If all of the world forgives Alice Vavosor then she is determined to never forgive herself, come what may.  No, never.  Readers are taught through Trollope’s novel that Vavasor, despite her mistakes, is an exemplary woman.  She has a heightened sense of justice, morality, and propriety despite her obvious errors: more than any other character.  So, Trollope teaches his readers to trust Vavasor to show them the way.  And the way is quite clear: a woman ought not to ever forgive herself — no matter who else might forgive her — her sexual transgressions.

Self-forgiveness is the thing, perhaps, that Victorians can’t let go.  This type of forgiveness, more than any other, is so bound to gender issues and also to the rhetoric of the times, that authors can’t seem to leave it alone despite their apparent desire to dismiss forgiveness altogether as a necessary or possible action.

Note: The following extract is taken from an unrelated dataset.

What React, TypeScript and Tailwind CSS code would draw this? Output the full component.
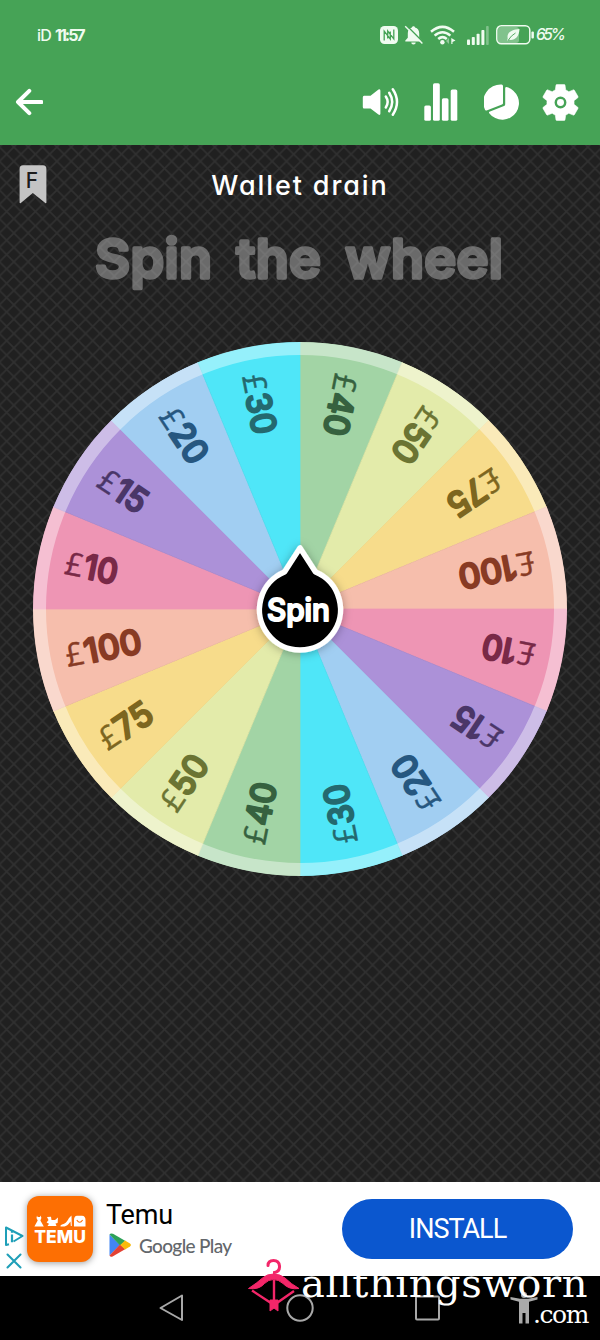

Forgiveness is a return to the self, to the individual…and we all know how much Victorians adored the individual.  The individual was the goal, the backbone, the god.  Individuality was the saving grace in the face of error.  Individuality was a social performance, like gender.

At the close of Can you Forgive Her? readers are asked to follow suit and forgive Vavasor — easily — for what she has done.  As a reader in the 21st century I could really care less about her jilting Grey; I once jilted a lover.  What I struggle to forgive in Vavasor is her insistence that she can never want to forgive herself.